En un mundo cada vez más interconectado y digitalizado, la regulación del uso de tecnologías de vigilancia como el software espía Pegasus se ha convertido en una prioridad para numerosos gobiernos y organizaciones internacionales. Sin embargo, en esta creciente marea de concienciación y acción, España parece haber sido dejada de lado, específicamente en las discusiones del Proceso de Pall Mall, una iniciativa liderada por el Reino Unido y Francia que busca establecer un marco internacional para el uso responsable de estas tecnologías. Este notable evento tuvo lugar en la Lancaster House de Londres, donde se discutió la necesidad de un equilibrio entre seguridad nacional y respeto a los derechos humanos en el uso de software espía.
La ausencia de España en este conclave no es un mero detalle administrativo; refleja una desconfianza palpable hacia un estado que ha sido acusado de utilizar precisamente las herramientas que ahora se intentan regular, para espiar al movimiento independentista catalán, pero también a su propio gobierno. Fuentes del Ministerio de Asuntos Exteriores español confirmaron esta exclusión con una escueta respuesta que carece de las explicaciones que la gravedad del asunto merecería. Este silencio diplomático es, en sí mismo, una declaración de la percepción internacional sobre la ética de vigilancia del Estado español, más parecido a la Stassi que a un estado democrático.
La ironía de la situación es profunda, dado que la conferencia en Londres abogaba por frenar la proliferación de la vigilancia cibernética y proponía medidas para emplear el software espía de manera legal y responsable. Mientras tanto, el Gobierno de Pedro Sánchez parece estar más enfocado en esperar una invitación que quizás nunca llegue, en lugar de tomar iniciativas propias para limpiar su imagen en el escenario internacional. Y eso ha coincidido con el “recadito” que ha enviado Francia a la Audiencia Nacional sobre el espionaje al propio Presidente de Gobierno. Y es que sí, en este caso, los espías no están en recónditas montañas ni alejados desiertos.

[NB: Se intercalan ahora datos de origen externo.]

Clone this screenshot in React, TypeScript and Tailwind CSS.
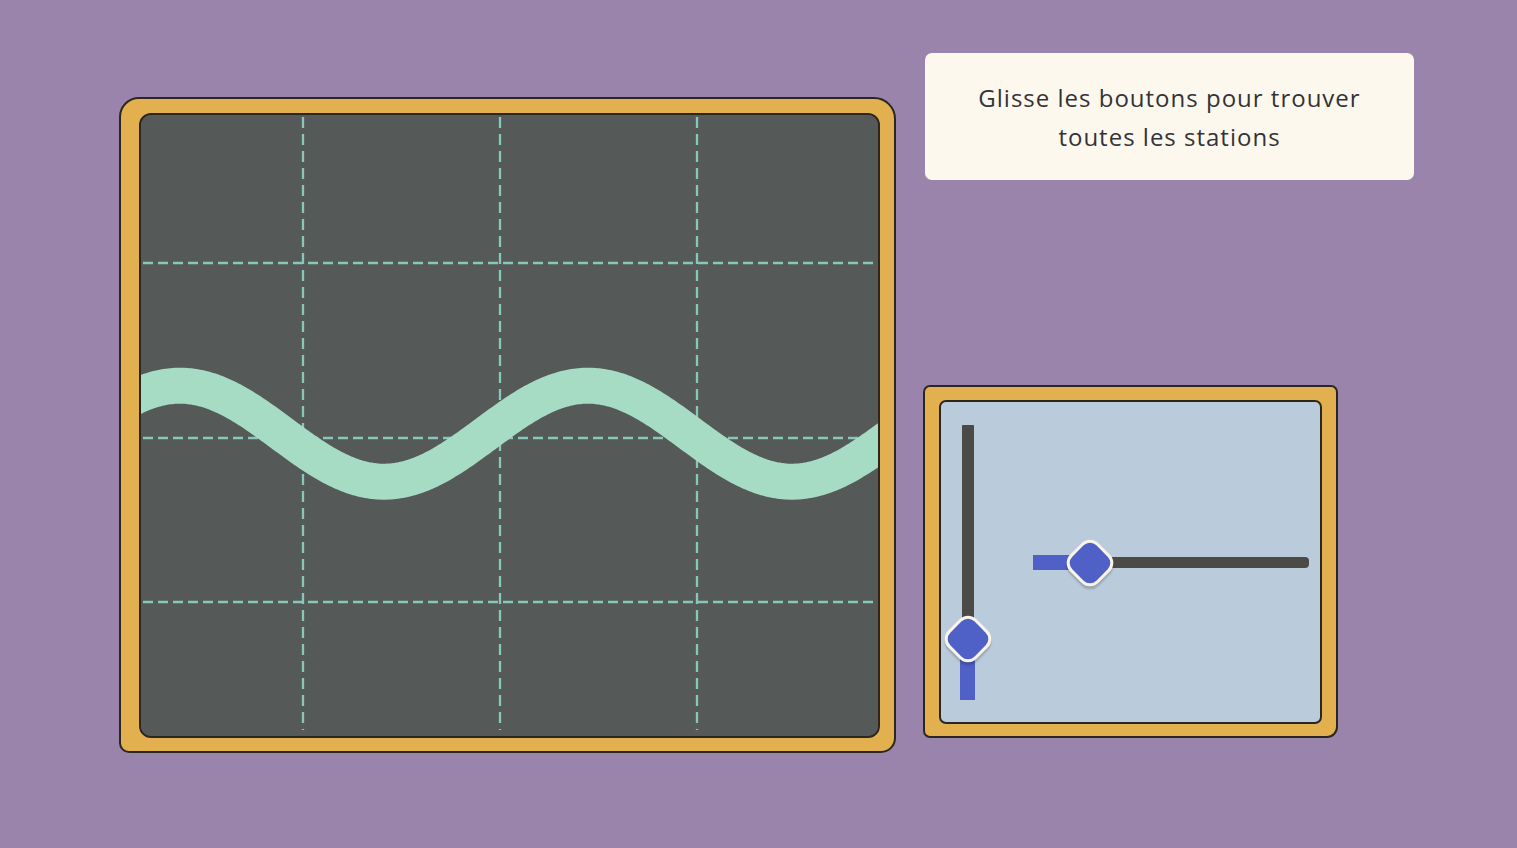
import React from "react";

function wavePath(): string {
  const pts: string[] = [];
  for (let x = 120; x <= 900; x += 2) {
    const y = 433.7 - 48 * Math.cos((2 * Math.PI * (x - 180)) / 408);
    pts.push(`${x === 120 ? "M" : "L"}${x},${y.toFixed(2)}`);
  }
  return pts.join(" ");
}

function Screen() {
  const grid = "#88c8b8";
  return (
    <svg width="737" height="621" viewBox="141 115 737 621" className="block">
      <rect x="141" y="115" width="737" height="621" fill="#555a58" />
      {[303, 500, 697].map((x) => (
        <line key={"v" + x} x1={x} y1={117} x2={x} y2={730} stroke={grid} strokeWidth={2.3} strokeDasharray="11 6" />
      ))}
      {[263, 438, 602].map((y) => (
        <line key={"h" + y} x1={143} y1={y} x2={876} y2={y} stroke={grid} strokeWidth={2.3} strokeDasharray="10 5" />
      ))}
      <path d={wavePath()} fill="none" stroke="#a6dcc4" strokeWidth={36} />
    </svg>
  );
}

function Knob() {
  return (
    <div className="absolute left-1/2 top-1/2 -translate-x-1/2 -translate-y-1/2 rotate-45 w-[40px] h-[40px] rounded-[12px] bg-[#4f60c6] border-[3px] border-[#f8f4e8] shadow-[2px_2px_2px_rgba(0,0,0,0.18)]" />
  );
}

export default function App() {
  return (
    <div className="w-[1517px] h-[848px] bg-[#9a84ab] flex items-start pl-[119px] overflow-hidden" style={{ fontFamily: "'Open Sans', Lato, sans-serif" }}>
      {/* Oscilloscope */}
      <div className="mt-[97px] w-[777px] h-[656px] bg-[#e3b04f] border-2 border-[#2a2722] rounded-tl-[20px] rounded-tr-[22px] rounded-bl-[10px] rounded-br-[15px] pt-[14px] pl-[18px]">
        <div className="w-[741px] h-[625px] border-2 border-[#2a2722] rounded-[12px] overflow-hidden bg-[#555a58]">
          <Screen />
        </div>
      </div>

      {/* Right column */}
      <div className="ml-[27px] mt-[53px] flex flex-col items-start">
        <div className="ml-[2px] w-[489px] h-[127px] bg-[#fdf8ee] rounded-[7px] flex items-center justify-center text-center text-[24px] font-medium tracking-[1px] leading-[39px] text-[#333337] pt-[1px]">
          <div>
            Glisse les boutons pour trouver
            <br />
            toutes les stations
          </div>
        </div>

        <div className="mt-[205px] w-[415px] h-[353px] bg-[#e3b04f] border-2 border-[#2a2722] rounded-[7px] rounded-br-[11px] pt-[13px] pl-[14px]">
          <div className="w-[383px] h-[324px] bg-[#bacbdb] border-2 border-[#2a2722] rounded-[7px] flex items-start">
            {/* vertical slider */}
            <div className="relative ml-[19px] mt-[23px] w-[15px] flex flex-col items-center">
              <div className="w-[12px] h-[214px] bg-[#4b4a47] rounded-t-[1px]" />
              <div className="w-[15px] h-[61px] bg-[#4f60c6]" />
              <div className="absolute left-1/2 top-[214px] w-0 h-0">
                <Knob />
              </div>
            </div>
            {/* horizontal slider */}
            <div className="relative ml-[58px] mt-[153px] h-[15px] flex items-center">
              <div className="w-[57px] h-[15px] bg-[#4f60c6]" />
              <div className="w-[219px] h-[11px] bg-[#4b4a47] rounded-r-[4px]" />
              <div className="absolute left-[57px] top-1/2 w-0 h-0">
                <Knob />
              </div>
            </div>
          </div>
        </div>
      </div>
    </div>
  );
}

La exclusión de España del Proceso de Pall Mall debe interpretarse como un voto de desconfianza hacia su capacidad de manejar con responsabilidad las potentes herramientas de la cibervigilancia. Este aislamiento no es solo un revés diplomático, sino también un recordatorio de que las acciones pasadas en el ámbito de la ciberseguridad pueden tener repercusiones duraderas. La reciente reapertura de una investigación sobre el uso de Pegasus contra altos cargos del propio gobierno español, incluidos el presidente Sánchez y varios de sus ministros, solo añade más peso a la preocupación internacional. De la misma manera, que en Bruselas se sigue un procedimiento penal por espionaje a funcionarios y trabajadores vinculados al euro parlamento, solo por el hecho de ser catalanes.
Mientras más de treinta países y los representantes de la industria tecnológica como Apple, Google, Meta, Amazon y Microsoft debaten sobre el futuro de la ciberseguridad, España se ha quedado al margen, observando cómo se configura un nuevo orden mundial en el que la transparencia y la ética en la vigilancia son prioritarias. Esta situación es un claro indicativo de que la comunidad internacional está buscando establecer un ciberespacio más seguro y regulado, donde la invasión de la privacidad y el abuso de las capacidades cibernéticas sean cosa del pasado. Y por eso, España se queda a las puertas.
La historia de España, en este contexto, es una advertencia para todas las naciones: el uso irresponsable de tecnologías de vigilancia no solo pone en riesgo la privacidad y los derechos de los ciudadanos, sino que también puede llevar a un aislamiento significativo en la diplomacia global. Y es que desengañémonos, en España se espía sin mesura al que puede perjudicar al “status quo” decidido por las puñetas, gorras de plato y tricornios.